The cross is why I follow Jesus.  Jesus did more than pay the price on the cross to make it possible for me to be forgiven.  He walked through the darkest valleys of the human existence and came out the other side.  He knows how to navigate pain, grief, and separation and lead onward to a place of peace, hope and joy.  He's not a plastic savior, or a superhero.  His heart and his hands have scars.

“Death is swallowed up in victory.”
“O death, where is your victory? O death, where is your sting?”
-1 Corinthians 15:54-55

Jesus is the resurrection and the life.  He is the promise of freedom for the soul after the death of a broken body. He turned the universe upside down.  His dramatic victory over death was in some ways quiet, mysterious, brutal.  Smelling like lavender.


  1. Love this so, so much! And I love you so, so much friend. I am praying for you today. You are being covered in many prayers. I am certain that Jesus is meeting with you in a special way this week....He loves to meet us in our weakness.
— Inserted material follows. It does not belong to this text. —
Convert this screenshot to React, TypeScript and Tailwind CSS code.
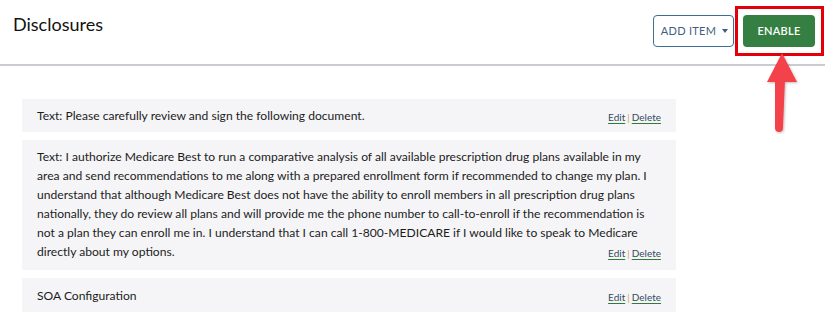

After all, he did come to meet us here and die for us. So I am praying you lean into Him. Into His strong, and lavender smelling arms. Cause I know He loves you, weeps with you, and is so proud of you. Love you friend! P.S. Sunday will be here soon!!! Praise Jesus!!!

    1. Thank you, Julie :) You are another dear friend who has navigated many dark spaces and come out with joy. I so dearly appreciate your friendship and your heart!

  2. Thanks for writing this, Liz. It's a wonderful statement of how deeply we all need a Savior and what Jesus Christ makes possible for each of us. Part of your post ("He knows how to navigate pain, grief, and separation and lead onward to a place of peace, hope and joy") made me think of one of my favorite scriptures from the Book of Mormon - Alma 7:10-13.

    10 And behold, he shall be born of Mary, at Jerusalem which is the land of our forefathers, she being a virgin, a precious and chosen vessel, who shall be overshadowed and conceive by the power of the Holy Ghost, and bring forth a son, yea, even the Son of God.

    11 And he shall go forth, suffering pains and afflictions and temptations of every kind; and this that the word might be fulfilled which saith he will take upon him the pains and the sicknesses of his people.

    12 And he will take upon him death, that he may loose the bands of death which bind his people; and he will take upon him their infirmities, that his bowels may be filled with mercy, according to the flesh, that he may know according to the flesh how to succor his people according to their infirmities.

    13 Now the Spirit knoweth all things; nevertheless the Son of God suffereth according to the flesh that he might take upon him the sins of his people, that he might blot out their transgressions according to the power of his deliverance; and now behold, this is the testimony which is in me.

    Jesus Christ knows our challenges, sadnesses, and infirmities intimately. He knows what it was like for you to lose your father and what it was like for your father during his final days. And I'm so thankful for his life and resurrection. And that He knows how best to reach each of us individually - through the scent of lavender this past week for you and all the other ways we can draw close to Him.

    Thanks again for sharing.

    1. Thanks for your thoughtful response, Greg! I've never read the book of Alma, but I am definitely thankful that Jesus took on humanity (even the ugly parts) in order to love us better. Happy Easter!